Cape Point
The dramatic tip of Africa where two oceans and ancient geology collide.
Cape Point is a dramatic rocky promontory at the southwestern tip of the African continent, forming the southeastern corner of the Cape of Good Hope section of Table Mountain National Park. It's been a landmark for sailors for centuries — Portuguese explorer Bartolomeu Dias rounded it in 1488, and it remained one of the most feared and celebrated waypoints on the sea route between Europe and Asia. Today it draws well over a million visitors a year, not because it's been packaged and prettified, but because the landscape genuinely commands awe: sheer quartzite cliffs dropping hundreds of metres into churning sea, fynbos-covered plateaus, and skies that shift from blazing blue to full storm drama within an hour.
The experience here is layered. Most visitors take the Flying Dutchman funicular (named for the legendary ghost ship said to haunt these waters) up to the old lighthouse, which sits at 249 metres and delivers views across False Bay to the east and the open Atlantic to the west. But the better move is to hike — the walk from the lower cable station to the lighthouse via the cliff path takes about 20 minutes and rewards you with vertigo-inducing ledges and, if you're lucky, a sighting of the Cape sugarbird or one of the park's resident baboon troops. From here you can also walk or drive to the Cape of Good Hope itself, a short distance south, where the famous signpost marks the southwestern tip of the continent.

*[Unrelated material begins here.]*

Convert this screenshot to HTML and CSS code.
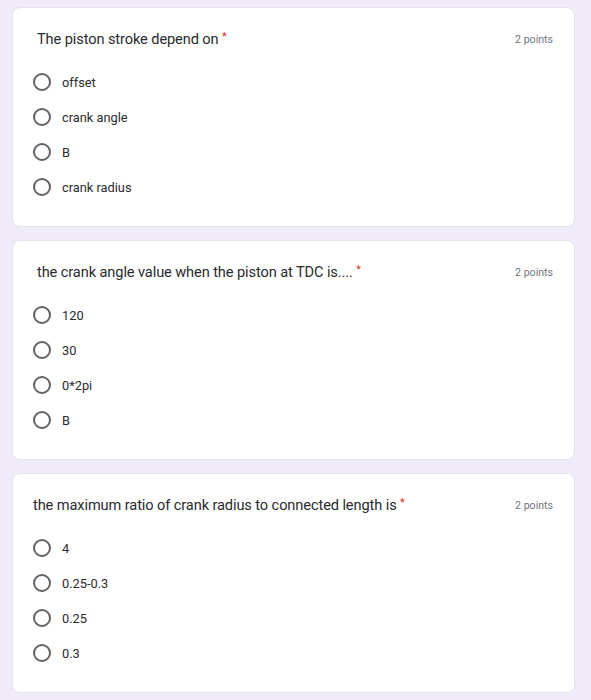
FILE: index.html
```html
<!DOCTYPE html>
<html>
<head>
<meta charset="utf-8">
<link rel="stylesheet" href="styles.css">
</head>
<body>
<div class="page">
  <div class="card">
    <div class="head">
      <div class="title">The piston stroke depend on <span class="req">*</span></div>
      <div class="points">2 points</div>
    </div>
    <div class="options">
      <div class="opt"><span class="radio"></span><span class="label">offset</span></div>
      <div class="opt"><span class="radio"></span><span class="label">crank angle</span></div>
      <div class="opt"><span class="radio"></span><span class="label">B</span></div>
      <div class="opt"><span class="radio"></span><span class="label">crank radius</span></div>
    </div>
  </div>
  <div class="card">
    <div class="head">
      <div class="title">the crank angle value when the piston at TDC is.... <span class="req">*</span></div>
      <div class="points">2 points</div>
    </div>
    <div class="options">
      <div class="opt"><span class="radio"></span><span class="label">120</span></div>
      <div class="opt"><span class="radio"></span><span class="label">30</span></div>
      <div class="opt"><span class="radio"></span><span class="label">0*2pi</span></div>
      <div class="opt"><span class="radio"></span><span class="label">B</span></div>
    </div>
  </div>
  <div class="card">
    <div class="head">
      <div class="title title-tight">the maximum ratio of crank radius to connected length is <span class="req">*</span></div>
      <div class="points">2 points</div>
    </div>
    <div class="options">
      <div class="opt"><span class="radio"></span><span class="label">4</span></div>
      <div class="opt"><span class="radio"></span><span class="label">0.25-0.3</span></div>
      <div class="opt"><span class="radio"></span><span class="label">0.25</span></div>
      <div class="opt"><span class="radio"></span><span class="label">0.3</span></div>
    </div>
  </div>
</div>
</body>
</html>
```
FILE: styles.css
```css
html, body {
  margin: 0;
  padding: 0;
  background: #f0ebf8;
  font-family: Roboto, "Liberation Sans", Arial, sans-serif;
  color: #202124;
}
.page {
  padding: 7px 16px 0 12px;
  display: flex;
  flex-direction: column;
  gap: 13px;
}
.card {
  box-sizing: border-box;
  height: 220px;
  background: #ffffff;
  border: 1px solid #e6e3ee;
  border-radius: 8px;
  padding: 18px 21px 0 20px;
}
.head {
  display: flex;
  justify-content: space-between;
  align-items: center;
  height: 24px;
}
.title {
  font-size: 14.6px;
  line-height: 24px;
  padding-left: 4px;
  letter-spacing: -0.1px;
  color: #2a2b2e;
}
.title-tight {
  padding-left: 0;
}
.req {
  color: #d93025;
  font-size: 11px;
  vertical-align: 4px;
}
.points {
  font-size: 10.6px;
  color: #70757a;
  margin-top: 2px;
}
.options {
  margin-top: 14.5px;
  display: flex;
  flex-direction: column;
}
.opt {
  height: 35px;
  display: flex;
  align-items: center;
  gap: 11px;
}
.radio {
  box-sizing: border-box;
  width: 18px;
  height: 18px;
  border: 2px solid #5f6368;
  border-radius: 50%;
  flex: none;
}
.label {
  font-size: 12.8px;
  color: #2a2b2e;
}
```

Cape Point sits within Table Mountain National Park, so your entry fee covers the whole reserve including Boulders Beach penguin colony and Smitswinkel Bay. Come midweek if you can — weekends and the December-January school holiday period turn the car park into chaos. The wind here is no joke: the Cape Doctor can blow at 60km/h on a clear day, and the exposed cliff paths are genuinely dangerous when it gusts. Check the forecast before you go, bring layers regardless of season, and don't underestimate how long the drive from Cape Town takes — it's a solid 1.5 hours each way from the city bowl.